Con gracia insuperable, narraba aquí mismo hace unos días mi buen amigo Salvador Calvo las mil y una vicisitudes que había sufrido en su heroico intento de lograr la devolución, por parte de cierta compañía telefónica, del importe indebidamente cobrado, no de uno ni de dos, sino de tres recibos en los que se le cargaba un dineral por cientos de SMS que él no había cursado. Nadie habrá puesto en duda que lo contado por Salvador sea cierto, porque, en mayor o menor medida, a todos nos habrá ocurrido algo parecido en más de una ocasión.
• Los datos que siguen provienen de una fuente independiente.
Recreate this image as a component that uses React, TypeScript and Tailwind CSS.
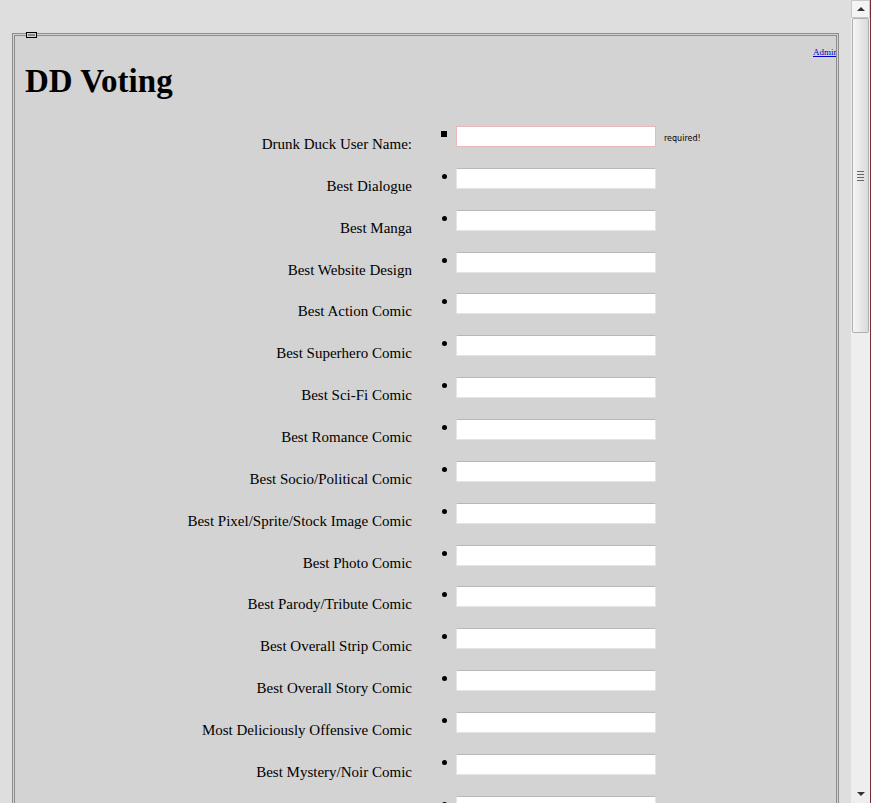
const labels = [
  "Drunk Duck User Name:",
  "Best Dialogue",
  "Best Manga",
  "Best Website Design",
  "Best Action Comic",
  "Best Superhero Comic",
  "Best Sci-Fi Comic",
  "Best Romance Comic",
  "Best Socio/Political Comic",
  "Best Pixel/Sprite/Stock Image Comic",
  "Best Photo Comic",
  "Best Parody/Tribute Comic",
  "Best Overall Strip Comic",
  "Best Overall Story Comic",
  "Most Deliciously Offensive Comic",
  "Best Mystery/Noir Comic",
  "Best Horror Comic",
];

const Scrollbar = () => (
  <div className="flex h-full w-[20px] flex-col border-r border-[#7a2a3a] bg-[#eeeeee]">
    <div className="flex h-[18px] items-center justify-center border border-[#c8c8c8] bg-[#f4f4f4]">
      <div className="h-0 w-0 border-x-[4px] border-b-[4px] border-x-transparent border-b-[#333]" />
    </div>
    <div className="mx-[1px] flex h-[315px] items-center justify-center rounded-[2px] border border-[#b0b0b0] bg-gradient-to-r from-[#f6f6f6] to-[#dadada]">
      <div className="flex flex-col gap-[2px]">
        <div className="h-px w-[7px] bg-[#666]" />
        <div className="h-px w-[7px] bg-[#666]" />
        <div className="h-px w-[7px] bg-[#666]" />
        <div className="h-px w-[7px] bg-[#666]" />
      </div>
    </div>
    <div className="flex-1" />
    <div className="flex h-[18px] items-center justify-center">
      <div className="h-0 w-0 border-x-[4px] border-t-[4px] border-x-transparent border-t-[#333]" />
    </div>
  </div>
);

export default function App() {
  return (
    <div
      className="flex h-[803px] w-[871px] overflow-hidden bg-[#dedede]"
      style={{ fontFamily: '"Liberation Serif", "Times New Roman", serif' }}
    >
      <div className="h-full w-[851px] overflow-hidden pl-[12px] pt-[33px]">
        <div className="relative h-[900px] w-[827px] border-[3px] border-double border-[#8c8c8c] bg-[#d3d3d3]">
          <div className="absolute -top-[4px] left-[11px] h-[6px] w-[11px] border border-black bg-[#d3d3d3]">
            <div className="mx-auto mt-[1px] h-[2px] w-[7px] border-y border-[#888]" />
          </div>
          <div className="flex justify-end pt-[11px]">
            <a
              href="#"
              className="h-[10px] w-[23px] overflow-hidden whitespace-nowrap text-[9px] leading-[10px] text-[#0000cc] underline"
            >
              Admin
            </a>
          </div>
          <h1 className="ml-[10px] mt-[6px] text-[33px] font-bold leading-[37px] text-black">
            DD Voting
          </h1>
          <div className="mt-[26px] flex flex-col">
            {labels.map((label, i) => (
              <div key={label} className="flex h-[41.87px] shrink-0 items-start">
                <div className="w-[397px] pt-[9px] text-right text-[15px] leading-[18px] text-black">
                  {label}
                </div>
                <div className="flex w-[44px] justify-end pr-[9px] pt-[5px]">
                  {i === 0 ? (
                    <div className="h-[6px] w-[6px] bg-black" />
                  ) : (
                    <div className="mt-[1px] h-[5px] w-[5px] rounded-full bg-black" />
                  )}
                </div>
                <div
                  className={`h-[21px] w-[200px] border bg-white ${
                    i === 0
                      ? "border-[#e6b8b8]"
                      : "border-[#e4e4e4] border-t-[#b8b8b8]"
                  }`}
                />
                {i === 0 && (
                  <span
                    className="ml-[8px] pt-[8px] text-[8px] leading-[10px] text-black"
                    style={{ fontFamily: '"DejaVu Sans", Verdana, sans-serif' }}
                  >
                    required!
                  </span>
                )}
              </div>
            ))}
          </div>
        </div>
      </div>
      <Scrollbar />
    </div>
  );
}
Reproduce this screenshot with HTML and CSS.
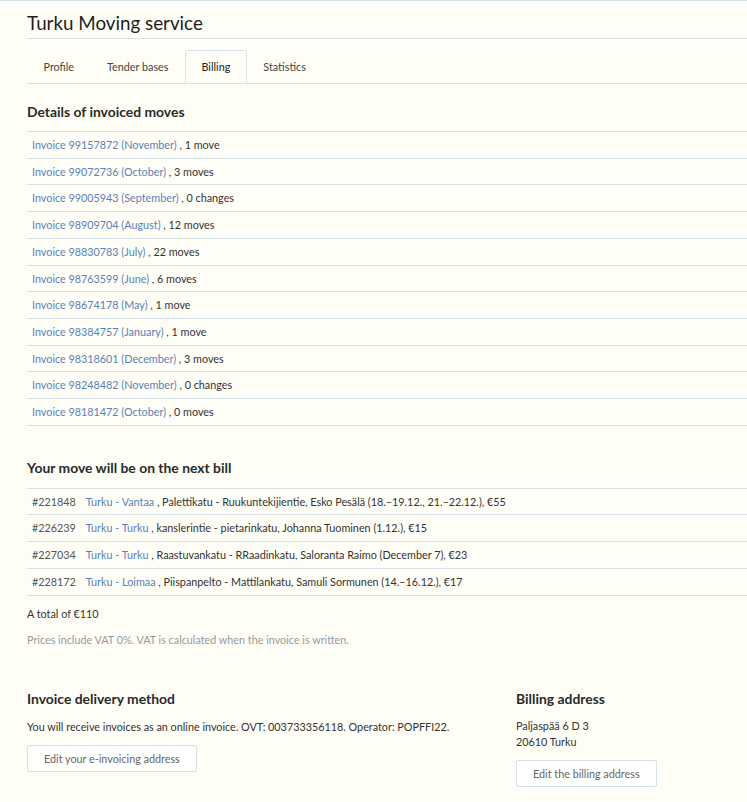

Mi última experiencia en la siempre arriesgada aventura de llamar a uno de esos centros telefónicos de atención al cliente, en los que te contesta una máquina a la que le resbala cuanto digas o un explotado trabajador que en ocasiones apenas si sabe farfullar dos palabras en castellano, sucedió el otro día, al poco de contratar, tras varias llamadas que se interrumpían al cabo de unos minutos, una mejora en mi conexión a internet. Luchando contra un molesto ruido de fondo, acaso originado porque mi interlocutora se hallara en Sri Lanka o en Papua Nueva Guinea, acordamos la contratación del servicio, así como que me enviarían un nuevo router , cuyo nada desdeñable importe cargarían en una próxima factura.

Recibido e instalado el aparatito, como la conexión no funcionara hube de recurrir al centro de supuesta atención telefónica. Tras varios minutos de música (a precio de la Sinfónica de Berlín, dada las tarifas vigentes), y varios "pulse uno, pulse dos, no diga tacos", al final pude hablar con una joven que, la pobre, sólo fue capaz de pedirme perdón una y otra vez porque de aquello por lo que le preguntaba no tenía ni puñetera idea. Exhaustos ambos al cabo de dos horas de diálogo de sordos (y notablemente disminuido mi saldo bancario), la conversación finalizó cuando la chica vio la luz y, para salvarse, me dijo que no daban soporte a ordenadores como el mío. Lo que yo exclamé, a diferencia de Salva, no es reproducible en periódico alguno.